Du quartier de la Reynerie, à Toulouse,
« J’étais tranquillement posé dans le parc avec mes amis et mon chien. Les flics sont passés et ils ont tiré sur mon pauvre Jack, mon malinois juste parce qu’il a aboyé. » Le calme est revenu ce jeudi place Abbal dans le quartier prioritaire du Mirail à Toulouse au lendemain des violences urbaines survenues à la suite de la mort de Nahel à Nanterre. Mais Mohammed, est toujours en colère. « C’est comme s’il avait tiré sur mon fils », témoigne ce jeune gringalet caché derrière sa casquette et son ensemble jogging bleu et blanc qui n’occultent pas sa tristesse.
« Un fils », un vrai, mort par balle, c’est justement de là que tout est parti. A 700 kilomètres de Toulouse, au même moment, ce jeudi après-midi, se tenait la marche blanche en hommage à Nahel, tué par le tir d’un policier. Et de Nanterre à la Ville rose, la même incompréhension, le même soutien.
« Ils ont exprimé leur colère. C’est légitime »
« Hier, ils ont exprimé leurs sentiments, leur colère. C’est légitime », justifie Britney*, une stagiaire en mode qui se balade sur la place Abbal tandis que les nettoyeurs – dont certains encore cagoulés – tentent d’effacer les balafres de la nuit. Un cadavre de voiture trône encore, témoin de ce rassemblement « de colère et de fureur », dépeint Hassan*, « un gars d’ici », « fier » de son quartier et de sa « solidarité ». A 19 ans, au sortir du lycée, il ne compte pas partir et continuera « à venger la mort d’innocents et de frères contre la police ». « La violence contre la violence », ajoute ce colosse enfermé dans son maillot de foot.
« Ça va régler quoi de brûler des voitures ? »
Une violence que ne cautionnent d’autres habitants. Comme Leslie*, 16 ans, posée sur un banc au bord de l’eau avec sa famille. Si le choc du meurtre de Nahel ne passe pas, cela n’excuse pas tout pour elle : « c’est normal d’être en colère. Mais ça va régler quoi de brûler des voitures ? De brûler des poubelles ? » Celle qui veut rejoindre la Marine comprend les réactions mais ne peut pas justifier la violence « qu’elle soit d’un côté ou de l’autre. On doit tous trouver le droit chemin ».

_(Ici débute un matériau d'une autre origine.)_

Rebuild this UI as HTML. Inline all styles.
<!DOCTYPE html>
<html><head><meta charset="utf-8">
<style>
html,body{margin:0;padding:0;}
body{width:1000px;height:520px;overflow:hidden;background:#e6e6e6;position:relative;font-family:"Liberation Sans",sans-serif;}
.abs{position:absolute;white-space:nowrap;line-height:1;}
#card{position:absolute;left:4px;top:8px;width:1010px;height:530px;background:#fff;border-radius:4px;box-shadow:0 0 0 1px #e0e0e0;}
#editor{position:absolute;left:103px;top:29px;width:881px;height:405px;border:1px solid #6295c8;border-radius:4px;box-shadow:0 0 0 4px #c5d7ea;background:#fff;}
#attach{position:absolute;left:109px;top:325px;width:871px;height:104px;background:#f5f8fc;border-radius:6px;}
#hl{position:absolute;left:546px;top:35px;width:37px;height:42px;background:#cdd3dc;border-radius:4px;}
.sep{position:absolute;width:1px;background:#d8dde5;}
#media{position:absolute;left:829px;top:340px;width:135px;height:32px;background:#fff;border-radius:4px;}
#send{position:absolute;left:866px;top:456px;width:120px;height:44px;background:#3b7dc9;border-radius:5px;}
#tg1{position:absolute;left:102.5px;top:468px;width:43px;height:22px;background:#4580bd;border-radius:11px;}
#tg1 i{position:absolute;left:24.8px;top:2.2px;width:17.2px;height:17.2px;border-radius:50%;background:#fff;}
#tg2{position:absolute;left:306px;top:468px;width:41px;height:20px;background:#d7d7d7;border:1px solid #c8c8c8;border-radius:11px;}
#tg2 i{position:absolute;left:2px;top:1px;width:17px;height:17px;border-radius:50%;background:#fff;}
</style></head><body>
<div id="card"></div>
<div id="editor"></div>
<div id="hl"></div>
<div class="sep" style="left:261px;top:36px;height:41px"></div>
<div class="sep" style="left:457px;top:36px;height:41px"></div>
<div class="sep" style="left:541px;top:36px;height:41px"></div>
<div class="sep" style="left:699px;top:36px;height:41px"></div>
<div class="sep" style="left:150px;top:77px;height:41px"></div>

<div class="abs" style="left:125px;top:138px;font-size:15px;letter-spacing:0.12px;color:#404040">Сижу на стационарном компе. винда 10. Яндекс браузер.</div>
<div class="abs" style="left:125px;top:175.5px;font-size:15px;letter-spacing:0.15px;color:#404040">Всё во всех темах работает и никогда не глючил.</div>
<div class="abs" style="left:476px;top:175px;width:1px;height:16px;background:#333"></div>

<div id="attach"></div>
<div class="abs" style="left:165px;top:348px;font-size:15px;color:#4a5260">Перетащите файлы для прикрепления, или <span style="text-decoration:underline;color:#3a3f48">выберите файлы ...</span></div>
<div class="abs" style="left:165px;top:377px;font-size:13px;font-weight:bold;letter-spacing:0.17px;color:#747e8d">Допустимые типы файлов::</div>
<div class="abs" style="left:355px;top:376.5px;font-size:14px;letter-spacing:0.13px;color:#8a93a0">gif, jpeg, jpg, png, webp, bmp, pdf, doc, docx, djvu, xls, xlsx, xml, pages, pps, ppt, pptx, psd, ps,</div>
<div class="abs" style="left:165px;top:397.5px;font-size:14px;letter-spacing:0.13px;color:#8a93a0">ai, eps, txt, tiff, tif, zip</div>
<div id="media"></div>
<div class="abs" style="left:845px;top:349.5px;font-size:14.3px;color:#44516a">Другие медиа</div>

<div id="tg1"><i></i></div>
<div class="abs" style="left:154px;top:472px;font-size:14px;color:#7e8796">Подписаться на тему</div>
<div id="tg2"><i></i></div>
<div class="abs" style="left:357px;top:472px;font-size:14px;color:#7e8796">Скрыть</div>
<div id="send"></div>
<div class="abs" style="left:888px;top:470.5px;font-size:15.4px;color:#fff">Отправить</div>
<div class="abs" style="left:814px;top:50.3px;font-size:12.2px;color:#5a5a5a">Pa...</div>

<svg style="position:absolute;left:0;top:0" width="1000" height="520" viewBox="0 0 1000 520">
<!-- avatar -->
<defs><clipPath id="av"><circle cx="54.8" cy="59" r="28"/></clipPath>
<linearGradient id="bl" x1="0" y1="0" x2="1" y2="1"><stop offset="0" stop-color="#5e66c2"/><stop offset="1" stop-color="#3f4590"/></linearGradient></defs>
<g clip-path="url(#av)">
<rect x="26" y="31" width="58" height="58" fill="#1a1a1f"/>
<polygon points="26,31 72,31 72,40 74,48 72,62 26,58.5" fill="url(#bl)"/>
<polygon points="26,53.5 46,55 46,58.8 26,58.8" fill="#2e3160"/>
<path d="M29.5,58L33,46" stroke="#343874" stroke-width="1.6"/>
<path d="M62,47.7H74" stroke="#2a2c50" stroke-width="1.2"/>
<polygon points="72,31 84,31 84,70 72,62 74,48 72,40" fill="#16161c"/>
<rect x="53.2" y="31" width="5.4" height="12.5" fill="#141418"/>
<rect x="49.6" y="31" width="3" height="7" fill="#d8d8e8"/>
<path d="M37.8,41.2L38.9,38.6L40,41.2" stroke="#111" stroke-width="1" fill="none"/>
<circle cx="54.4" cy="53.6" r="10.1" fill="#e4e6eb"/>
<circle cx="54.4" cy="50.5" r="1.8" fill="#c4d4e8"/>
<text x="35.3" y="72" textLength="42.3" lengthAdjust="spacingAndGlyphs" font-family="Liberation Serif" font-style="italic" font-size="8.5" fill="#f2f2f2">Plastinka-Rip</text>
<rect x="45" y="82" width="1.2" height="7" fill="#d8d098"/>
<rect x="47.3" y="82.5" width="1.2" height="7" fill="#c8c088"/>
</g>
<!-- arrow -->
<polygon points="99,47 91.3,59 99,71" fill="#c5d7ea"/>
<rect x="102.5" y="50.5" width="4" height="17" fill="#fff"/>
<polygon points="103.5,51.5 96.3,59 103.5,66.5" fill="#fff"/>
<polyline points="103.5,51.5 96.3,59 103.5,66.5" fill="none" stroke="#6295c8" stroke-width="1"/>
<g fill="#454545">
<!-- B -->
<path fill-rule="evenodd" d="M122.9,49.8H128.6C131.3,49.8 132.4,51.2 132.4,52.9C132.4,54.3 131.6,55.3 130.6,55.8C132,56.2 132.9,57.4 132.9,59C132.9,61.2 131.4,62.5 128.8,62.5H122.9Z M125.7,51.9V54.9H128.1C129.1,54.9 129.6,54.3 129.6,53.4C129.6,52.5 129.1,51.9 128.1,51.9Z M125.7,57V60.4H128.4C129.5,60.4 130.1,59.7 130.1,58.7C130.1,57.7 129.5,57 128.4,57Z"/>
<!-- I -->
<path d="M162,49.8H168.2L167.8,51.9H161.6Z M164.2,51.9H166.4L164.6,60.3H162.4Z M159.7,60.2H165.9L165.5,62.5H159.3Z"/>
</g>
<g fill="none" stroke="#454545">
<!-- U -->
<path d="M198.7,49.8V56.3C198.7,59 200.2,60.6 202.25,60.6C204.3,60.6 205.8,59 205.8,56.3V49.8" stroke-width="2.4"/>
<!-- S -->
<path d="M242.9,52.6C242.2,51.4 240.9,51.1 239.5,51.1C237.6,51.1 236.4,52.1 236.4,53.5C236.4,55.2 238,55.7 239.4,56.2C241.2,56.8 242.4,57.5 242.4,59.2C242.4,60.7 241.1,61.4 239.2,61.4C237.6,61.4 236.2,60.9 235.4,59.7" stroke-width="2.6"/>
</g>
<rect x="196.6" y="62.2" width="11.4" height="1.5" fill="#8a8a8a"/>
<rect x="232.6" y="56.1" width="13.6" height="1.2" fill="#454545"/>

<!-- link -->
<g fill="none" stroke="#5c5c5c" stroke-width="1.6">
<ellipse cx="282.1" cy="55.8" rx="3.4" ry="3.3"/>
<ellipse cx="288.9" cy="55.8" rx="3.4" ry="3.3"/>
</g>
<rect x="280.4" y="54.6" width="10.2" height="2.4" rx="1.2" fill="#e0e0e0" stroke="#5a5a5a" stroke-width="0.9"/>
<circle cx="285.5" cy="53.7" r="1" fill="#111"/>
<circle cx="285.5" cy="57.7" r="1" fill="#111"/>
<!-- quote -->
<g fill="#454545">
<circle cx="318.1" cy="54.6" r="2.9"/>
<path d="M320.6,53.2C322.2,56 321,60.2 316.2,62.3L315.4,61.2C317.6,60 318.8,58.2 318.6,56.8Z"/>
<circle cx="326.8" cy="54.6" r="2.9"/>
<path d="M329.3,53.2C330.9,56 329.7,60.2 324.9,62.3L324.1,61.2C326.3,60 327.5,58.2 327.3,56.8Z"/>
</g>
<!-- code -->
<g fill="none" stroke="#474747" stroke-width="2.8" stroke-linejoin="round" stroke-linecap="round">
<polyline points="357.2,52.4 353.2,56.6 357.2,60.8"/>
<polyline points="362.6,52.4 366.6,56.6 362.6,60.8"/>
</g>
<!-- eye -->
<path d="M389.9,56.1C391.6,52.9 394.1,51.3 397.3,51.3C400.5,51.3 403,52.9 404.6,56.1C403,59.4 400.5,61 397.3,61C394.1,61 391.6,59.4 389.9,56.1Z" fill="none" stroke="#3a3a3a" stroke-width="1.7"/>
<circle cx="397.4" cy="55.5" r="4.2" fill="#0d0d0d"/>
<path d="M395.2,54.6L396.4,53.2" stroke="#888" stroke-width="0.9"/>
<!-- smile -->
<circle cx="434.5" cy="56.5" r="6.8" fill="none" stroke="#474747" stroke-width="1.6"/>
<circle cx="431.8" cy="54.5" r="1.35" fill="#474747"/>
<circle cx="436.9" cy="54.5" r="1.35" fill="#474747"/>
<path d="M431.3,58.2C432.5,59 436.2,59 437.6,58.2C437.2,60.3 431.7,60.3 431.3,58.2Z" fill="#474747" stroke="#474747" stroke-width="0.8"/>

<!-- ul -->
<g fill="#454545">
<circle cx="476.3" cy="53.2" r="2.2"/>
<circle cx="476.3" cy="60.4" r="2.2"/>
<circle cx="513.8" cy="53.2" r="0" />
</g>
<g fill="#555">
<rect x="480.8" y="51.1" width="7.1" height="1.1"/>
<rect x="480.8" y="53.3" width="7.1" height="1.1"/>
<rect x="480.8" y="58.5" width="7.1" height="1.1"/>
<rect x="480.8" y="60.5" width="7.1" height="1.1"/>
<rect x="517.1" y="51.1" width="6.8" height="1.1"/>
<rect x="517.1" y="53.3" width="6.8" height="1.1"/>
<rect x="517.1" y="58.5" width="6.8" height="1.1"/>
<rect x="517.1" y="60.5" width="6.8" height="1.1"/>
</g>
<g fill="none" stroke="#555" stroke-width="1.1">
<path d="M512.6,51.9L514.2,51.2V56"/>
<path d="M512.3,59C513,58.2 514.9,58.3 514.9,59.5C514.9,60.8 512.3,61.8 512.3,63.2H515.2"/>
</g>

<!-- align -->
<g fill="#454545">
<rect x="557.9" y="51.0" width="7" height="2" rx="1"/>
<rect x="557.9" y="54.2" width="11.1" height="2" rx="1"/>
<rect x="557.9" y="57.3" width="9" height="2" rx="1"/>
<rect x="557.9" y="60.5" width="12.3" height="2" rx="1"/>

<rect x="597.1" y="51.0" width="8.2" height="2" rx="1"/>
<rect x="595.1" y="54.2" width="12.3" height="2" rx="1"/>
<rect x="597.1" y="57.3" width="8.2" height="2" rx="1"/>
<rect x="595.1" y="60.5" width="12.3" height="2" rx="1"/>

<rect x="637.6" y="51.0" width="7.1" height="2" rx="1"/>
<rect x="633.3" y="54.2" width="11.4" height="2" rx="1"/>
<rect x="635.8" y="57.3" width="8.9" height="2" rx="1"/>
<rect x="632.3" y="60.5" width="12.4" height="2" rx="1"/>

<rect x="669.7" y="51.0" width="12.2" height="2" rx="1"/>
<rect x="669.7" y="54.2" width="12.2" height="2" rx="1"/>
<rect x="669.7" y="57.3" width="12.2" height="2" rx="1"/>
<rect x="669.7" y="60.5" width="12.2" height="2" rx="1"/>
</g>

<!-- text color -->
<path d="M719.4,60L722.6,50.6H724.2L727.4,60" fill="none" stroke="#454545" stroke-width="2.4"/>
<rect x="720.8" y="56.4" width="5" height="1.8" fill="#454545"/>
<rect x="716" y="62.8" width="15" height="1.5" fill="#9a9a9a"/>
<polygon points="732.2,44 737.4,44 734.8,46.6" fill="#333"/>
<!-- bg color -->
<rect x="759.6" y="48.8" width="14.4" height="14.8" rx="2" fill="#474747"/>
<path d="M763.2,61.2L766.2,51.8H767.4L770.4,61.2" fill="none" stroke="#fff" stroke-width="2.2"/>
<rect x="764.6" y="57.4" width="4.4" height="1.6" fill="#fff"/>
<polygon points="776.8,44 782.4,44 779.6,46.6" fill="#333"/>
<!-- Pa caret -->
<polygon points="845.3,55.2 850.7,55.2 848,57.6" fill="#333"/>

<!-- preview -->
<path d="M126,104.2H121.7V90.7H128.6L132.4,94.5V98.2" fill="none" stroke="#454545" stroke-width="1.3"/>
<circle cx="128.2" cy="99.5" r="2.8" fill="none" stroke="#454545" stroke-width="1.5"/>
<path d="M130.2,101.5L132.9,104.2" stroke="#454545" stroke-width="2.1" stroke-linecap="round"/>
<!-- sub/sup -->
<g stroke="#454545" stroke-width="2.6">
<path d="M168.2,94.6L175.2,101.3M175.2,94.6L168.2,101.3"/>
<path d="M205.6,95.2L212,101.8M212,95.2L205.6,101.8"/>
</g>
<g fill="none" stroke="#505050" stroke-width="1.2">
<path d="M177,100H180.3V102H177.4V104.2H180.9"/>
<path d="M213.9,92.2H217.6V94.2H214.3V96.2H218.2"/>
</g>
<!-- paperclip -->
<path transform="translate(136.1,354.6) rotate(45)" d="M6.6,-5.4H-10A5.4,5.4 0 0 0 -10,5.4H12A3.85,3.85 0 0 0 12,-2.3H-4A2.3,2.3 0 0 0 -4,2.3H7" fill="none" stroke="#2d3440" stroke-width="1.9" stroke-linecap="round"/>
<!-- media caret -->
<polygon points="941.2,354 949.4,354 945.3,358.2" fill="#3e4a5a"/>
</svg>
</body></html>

Difficile de croire que quelques heures plus tôt, le quartier de la Reynerie était en feu alors que ce jeudi après midi, la jeunesse profite de son pique-nique. Samir* et Ahmed* circulent sur leur petite trottinette. Ils se remettent de leur nuit. Ils ont 13 ans et affichent grand sourire et satisfaction. « Ça faisait plaisir. Ça faisait longtemps qu’on ne s’était pas tous retrouvés. C’était bonne ambiance », décrit Samir au sourire bagué d’adolescent qui espère devenir « le plus grand guetteur de la Reynerie ».
« Ça faisait peur, c’était violent »
Leur spontanéité leur ferait presque oublier pourquoi ils ont chauffé le Mirail dès hier soir, à la tombée de la nuit. « Ça nous fait de la peine pour ce garçon et ça fait surtout peur. La police doit nous protéger », développe Ahmed qui se rêve footballeur professionnel loin de tous ces « événements horribles ».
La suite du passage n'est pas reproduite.